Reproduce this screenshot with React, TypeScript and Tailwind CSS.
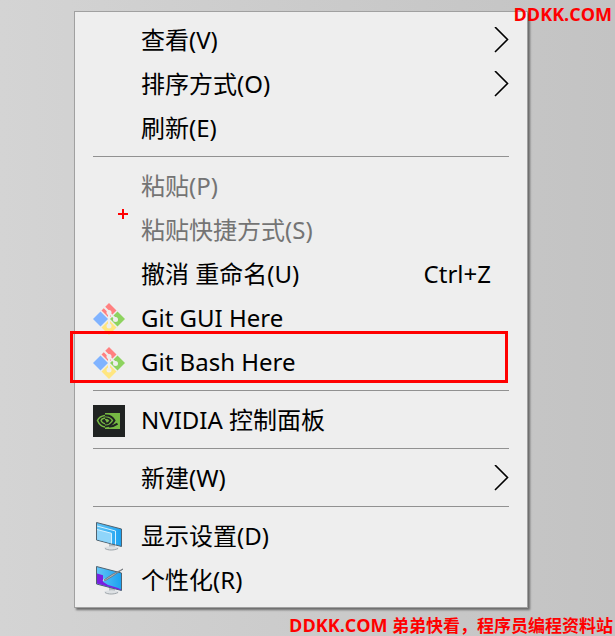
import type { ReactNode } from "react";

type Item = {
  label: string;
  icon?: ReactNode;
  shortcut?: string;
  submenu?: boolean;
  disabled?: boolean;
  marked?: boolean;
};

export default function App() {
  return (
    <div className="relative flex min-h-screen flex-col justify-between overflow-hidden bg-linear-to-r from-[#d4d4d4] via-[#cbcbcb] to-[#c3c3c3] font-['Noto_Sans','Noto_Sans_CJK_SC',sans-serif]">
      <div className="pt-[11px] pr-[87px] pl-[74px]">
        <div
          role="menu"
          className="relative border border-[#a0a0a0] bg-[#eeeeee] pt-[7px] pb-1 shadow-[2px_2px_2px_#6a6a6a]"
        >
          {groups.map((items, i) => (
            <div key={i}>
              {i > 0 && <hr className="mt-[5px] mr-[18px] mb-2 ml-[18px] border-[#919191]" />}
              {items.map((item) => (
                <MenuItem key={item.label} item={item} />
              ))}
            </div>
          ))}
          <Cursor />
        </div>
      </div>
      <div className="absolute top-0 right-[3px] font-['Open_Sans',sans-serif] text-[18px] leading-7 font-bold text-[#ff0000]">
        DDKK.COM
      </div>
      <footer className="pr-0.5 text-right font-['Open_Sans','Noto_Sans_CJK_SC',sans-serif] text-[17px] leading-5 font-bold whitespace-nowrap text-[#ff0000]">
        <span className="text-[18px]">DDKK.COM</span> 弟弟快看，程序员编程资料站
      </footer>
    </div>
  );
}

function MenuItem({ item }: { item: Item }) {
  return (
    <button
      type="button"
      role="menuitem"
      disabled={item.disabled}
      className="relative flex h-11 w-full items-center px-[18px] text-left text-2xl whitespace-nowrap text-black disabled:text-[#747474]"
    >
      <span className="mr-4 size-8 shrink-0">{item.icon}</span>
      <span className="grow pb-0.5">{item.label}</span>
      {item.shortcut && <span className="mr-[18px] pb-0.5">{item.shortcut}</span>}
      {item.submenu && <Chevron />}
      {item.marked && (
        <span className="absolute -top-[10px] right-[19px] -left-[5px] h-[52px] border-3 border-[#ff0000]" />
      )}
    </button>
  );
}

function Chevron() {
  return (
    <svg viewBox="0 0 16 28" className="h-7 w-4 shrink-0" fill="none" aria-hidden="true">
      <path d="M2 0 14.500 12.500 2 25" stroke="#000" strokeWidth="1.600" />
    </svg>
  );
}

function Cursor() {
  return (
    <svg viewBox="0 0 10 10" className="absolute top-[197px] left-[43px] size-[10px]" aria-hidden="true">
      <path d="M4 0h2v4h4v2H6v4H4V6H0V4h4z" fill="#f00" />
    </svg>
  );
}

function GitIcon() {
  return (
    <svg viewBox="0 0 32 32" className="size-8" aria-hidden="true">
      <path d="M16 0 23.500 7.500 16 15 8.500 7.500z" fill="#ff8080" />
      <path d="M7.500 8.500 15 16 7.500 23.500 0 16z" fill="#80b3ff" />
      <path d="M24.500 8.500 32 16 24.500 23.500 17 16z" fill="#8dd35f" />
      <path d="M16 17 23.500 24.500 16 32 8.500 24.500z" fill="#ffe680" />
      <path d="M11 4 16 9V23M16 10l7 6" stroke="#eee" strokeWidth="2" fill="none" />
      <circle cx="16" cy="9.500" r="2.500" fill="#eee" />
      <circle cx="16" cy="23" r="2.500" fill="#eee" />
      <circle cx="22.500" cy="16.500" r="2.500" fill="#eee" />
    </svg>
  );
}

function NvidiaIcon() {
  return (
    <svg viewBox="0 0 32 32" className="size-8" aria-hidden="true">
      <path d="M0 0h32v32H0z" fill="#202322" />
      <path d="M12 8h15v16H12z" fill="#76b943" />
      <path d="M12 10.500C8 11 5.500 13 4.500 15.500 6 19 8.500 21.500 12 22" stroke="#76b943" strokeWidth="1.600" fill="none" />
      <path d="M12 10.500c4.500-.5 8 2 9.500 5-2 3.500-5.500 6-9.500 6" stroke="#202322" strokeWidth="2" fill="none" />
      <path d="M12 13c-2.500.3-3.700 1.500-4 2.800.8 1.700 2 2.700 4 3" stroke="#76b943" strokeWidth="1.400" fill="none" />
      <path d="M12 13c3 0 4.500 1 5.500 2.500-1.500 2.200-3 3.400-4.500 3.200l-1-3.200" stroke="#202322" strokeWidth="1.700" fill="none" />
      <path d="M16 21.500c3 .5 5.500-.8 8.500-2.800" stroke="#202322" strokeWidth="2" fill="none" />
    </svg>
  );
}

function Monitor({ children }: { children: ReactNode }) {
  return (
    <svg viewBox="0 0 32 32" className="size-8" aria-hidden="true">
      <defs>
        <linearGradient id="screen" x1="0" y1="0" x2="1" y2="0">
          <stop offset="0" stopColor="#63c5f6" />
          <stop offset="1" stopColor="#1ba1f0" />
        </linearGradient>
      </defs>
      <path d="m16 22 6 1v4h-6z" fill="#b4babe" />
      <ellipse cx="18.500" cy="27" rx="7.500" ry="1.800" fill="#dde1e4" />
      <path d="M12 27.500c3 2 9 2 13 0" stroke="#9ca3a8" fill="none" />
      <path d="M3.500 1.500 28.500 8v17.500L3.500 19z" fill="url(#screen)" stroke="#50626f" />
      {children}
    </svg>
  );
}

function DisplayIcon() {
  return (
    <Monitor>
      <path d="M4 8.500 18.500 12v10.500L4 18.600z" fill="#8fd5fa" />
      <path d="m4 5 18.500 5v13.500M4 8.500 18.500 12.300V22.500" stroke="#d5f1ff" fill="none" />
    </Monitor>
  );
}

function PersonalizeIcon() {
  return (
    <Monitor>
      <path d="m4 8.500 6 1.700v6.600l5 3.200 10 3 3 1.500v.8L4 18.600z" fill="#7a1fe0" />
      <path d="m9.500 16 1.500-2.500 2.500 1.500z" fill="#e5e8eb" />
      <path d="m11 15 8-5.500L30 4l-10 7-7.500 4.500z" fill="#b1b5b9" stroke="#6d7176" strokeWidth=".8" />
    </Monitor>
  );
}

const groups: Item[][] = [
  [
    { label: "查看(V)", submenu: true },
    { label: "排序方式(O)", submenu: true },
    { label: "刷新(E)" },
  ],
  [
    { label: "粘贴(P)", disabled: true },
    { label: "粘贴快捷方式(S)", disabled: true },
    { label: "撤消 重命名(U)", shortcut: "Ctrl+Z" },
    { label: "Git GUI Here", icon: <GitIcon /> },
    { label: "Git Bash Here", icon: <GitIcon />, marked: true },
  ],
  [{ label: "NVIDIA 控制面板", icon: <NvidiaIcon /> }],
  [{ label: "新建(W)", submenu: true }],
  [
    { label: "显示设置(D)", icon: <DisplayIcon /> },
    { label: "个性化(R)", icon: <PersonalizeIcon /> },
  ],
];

Exercise prompt —
Quote every line word for word and keep the images out of the copy.

Expected answer —
Reproduce this screenshot with React, TypeScript and Tailwind CSS.
import type { ReactNode } from "react";

type Item = {
  label: string;
  icon?: ReactNode;
  shortcut?: string;
  submenu?: boolean;
  disabled?: boolean;
  marked?: boolean;
};

export default function App() {
  return (
    <div className="relative flex min-h-screen flex-col justify-between overflow-hidden bg-linear-to-r from-[#d4d4d4] via-[#cbcbcb] to-[#c3c3c3] font-['Noto_Sans','Noto_Sans_CJK_SC',sans-serif]">
      <div className="pt-[11px] pr-[87px] pl-[74px]">
        <div
          role="menu"
          className="relative border border-[#a0a0a0] bg-[#eeeeee] pt-[7px] pb-1 shadow-[2px_2px_2px_#6a6a6a]"
        >
          {groups.map((items, i) => (
            <div key={i}>
              {i > 0 && <hr className="mt-[5px] mr-[18px] mb-2 ml-[18px] border-[#919191]" />}
              {items.map((item) => (
                <MenuItem key={item.label} item={item} />
              ))}
            </div>
          ))}
          <Cursor />
        </div>
      </div>
      <div className="absolute top-0 right-[3px] font-['Open_Sans',sans-serif] text-[18px] leading-7 font-bold text-[#ff0000]">
        DDKK.COM
      </div>
      <footer className="pr-0.5 text-right font-['Open_Sans','Noto_Sans_CJK_SC',sans-serif] text-[17px] leading-5 font-bold whitespace-nowrap text-[#ff0000]">
        <span className="text-[18px]">DDKK.COM</span> 弟弟快看，程序员编程资料站
      </footer>
    </div>
  );
}

function MenuItem({ item }: { item: Item }) {
  return (
    <button
      type="button"
      role="menuitem"
      disabled={item.disabled}
      className="relative flex h-11 w-full items-center px-[18px] text-left text-2xl whitespace-nowrap text-black disabled:text-[#747474]"
    >
      <span className="mr-4 size-8 shrink-0">{item.icon}</span>
      <span className="grow pb-0.5">{item.label}</span>
      {item.shortcut && <span className="mr-[18px] pb-0.5">{item.shortcut}</span>}
      {item.submenu && <Chevron />}
      {item.marked && (
        <span className="absolute -top-[10px] right-[19px] -left-[5px] h-[52px] border-3 border-[#ff0000]" />
      )}
    </button>
  );
}

function Chevron() {
  return (
    <svg viewBox="0 0 16 28" className="h-7 w-4 shrink-0" fill="none" aria-hidden="true">
      <path d="M2 0 14.500 12.500 2 25" stroke="#000" strokeWidth="1.600" />
    </svg>
  );
}

function Cursor() {
  return (
    <svg viewBox="0 0 10 10" className="absolute top-[197px] left-[43px] size-[10px]" aria-hidden="true">
      <path d="M4 0h2v4h4v2H6v4H4V6H0V4h4z" fill="#f00" />
    </svg>
  );
}

function GitIcon() {
  return (
    <svg viewBox="0 0 32 32" className="size-8" aria-hidden="true">
      <path d="M16 0 23.500 7.500 16 15 8.500 7.500z" fill="#ff8080" />
      <path d="M7.500 8.500 15 16 7.500 23.500 0 16z" fill="#80b3ff" />
      <path d="M24.500 8.500 32 16 24.500 23.500 17 16z" fill="#8dd35f" />
      <path d="M16 17 23.500 24.500 16 32 8.500 24.500z" fill="#ffe680" />
      <path d="M11 4 16 9V23M16 10l7 6" stroke="#eee" strokeWidth="2" fill="none" />
      <circle cx="16" cy="9.500" r="2.500" fill="#eee" />
      <circle cx="16" cy="23" r="2.500" fill="#eee" />
      <circle cx="22.500" cy="16.500" r="2.500" fill="#eee" />
    </svg>
  );
}

function NvidiaIcon() {
  return (
    <svg viewBox="0 0 32 32" className="size-8" aria-hidden="true">
      <path d="M0 0h32v32H0z" fill="#202322" />
      <path d="M12 8h15v16H12z" fill="#76b943" />
      <path d="M12 10.500C8 11 5.500 13 4.500 15.500 6 19 8.500 21.500 12 22" stroke="#76b943" strokeWidth="1.600" fill="none" />
      <path d="M12 10.500c4.500-.5 8 2 9.500 5-2 3.500-5.500 6-9.500 6" stroke="#202322" strokeWidth="2" fill="none" />
      <path d="M12 13c-2.500.3-3.700 1.500-4 2.800.8 1.700 2 2.700 4 3" stroke="#76b943" strokeWidth="1.400" fill="none" />
      <path d="M12 13c3 0 4.500 1 5.500 2.500-1.500 2.200-3 3.400-4.500 3.200l-1-3.200" stroke="#202322" strokeWidth="1.700" fill="none" />
      <path d="M16 21.500c3 .5 5.500-.8 8.500-2.800" stroke="#202322" strokeWidth="2" fill="none" />
    </svg>
  );
}

function Monitor({ children }: { children: ReactNode }) {
  return (
    <svg viewBox="0 0 32 32" className="size-8" aria-hidden="true">
      <defs>
        <linearGradient id="screen" x1="0" y1="0" x2="1" y2="0">
          <stop offset="0" stopColor="#63c5f6" />
          <stop offset="1" stopColor="#1ba1f0" />
        </linearGradient>
      </defs>
      <path d="m16 22 6 1v4h-6z" fill="#b4babe" />
      <ellipse cx="18.500" cy="27" rx="7.500" ry="1.800" fill="#dde1e4" />
      <path d="M12 27.500c3 2 9 2 13 0" stroke="#9ca3a8" fill="none" />
      <path d="M3.500 1.500 28.500 8v17.500L3.500 19z" fill="url(#screen)" stroke="#50626f" />
      {children}
    </svg>
  );
}

function DisplayIcon() {
  return (
    <Monitor>
      <path d="M4 8.500 18.500 12v10.500L4 18.600z" fill="#8fd5fa" />
      <path d="m4 5 18.500 5v13.500M4 8.500 18.500 12.300V22.500" stroke="#d5f1ff" fill="none" />
    </Monitor>
  );
}

function PersonalizeIcon() {
  return (
    <Monitor>
      <path d="m4 8.500 6 1.700v6.600l5 3.200 10 3 3 1.500v.8L4 18.600z" fill="#7a1fe0" />
      <path d="m9.500 16 1.500-2.500 2.500 1.500z" fill="#e5e8eb" />
      <path d="m11 15 8-5.500L30 4l-10 7-7.500 4.500z" fill="#b1b5b9" stroke="#6d7176" strokeWidth=".8" />
    </Monitor>
  );
}

const groups: Item[][] = [
  [
    { label: "查看(V)", submenu: true },
    { label: "排序方式(O)", submenu: true },
    { label: "刷新(E)" },
  ],
  [
    { label: "粘贴(P)", disabled: true },
    { label: "粘贴快捷方式(S)", disabled: true },
    { label: "撤消 重命名(U)", shortcut: "Ctrl+Z" },
    { label: "Git GUI Here", icon: <GitIcon /> },
    { label: "Git Bash Here", icon: <GitIcon />, marked: true },
  ],
  [{ label: "NVIDIA 控制面板", icon: <NvidiaIcon /> }],
  [{ label: "新建(W)", submenu: true }],
  [
    { label: "显示设置(D)", icon: <DisplayIcon /> },
    { label: "个性化(R)", icon: <PersonalizeIcon /> },
  ],
];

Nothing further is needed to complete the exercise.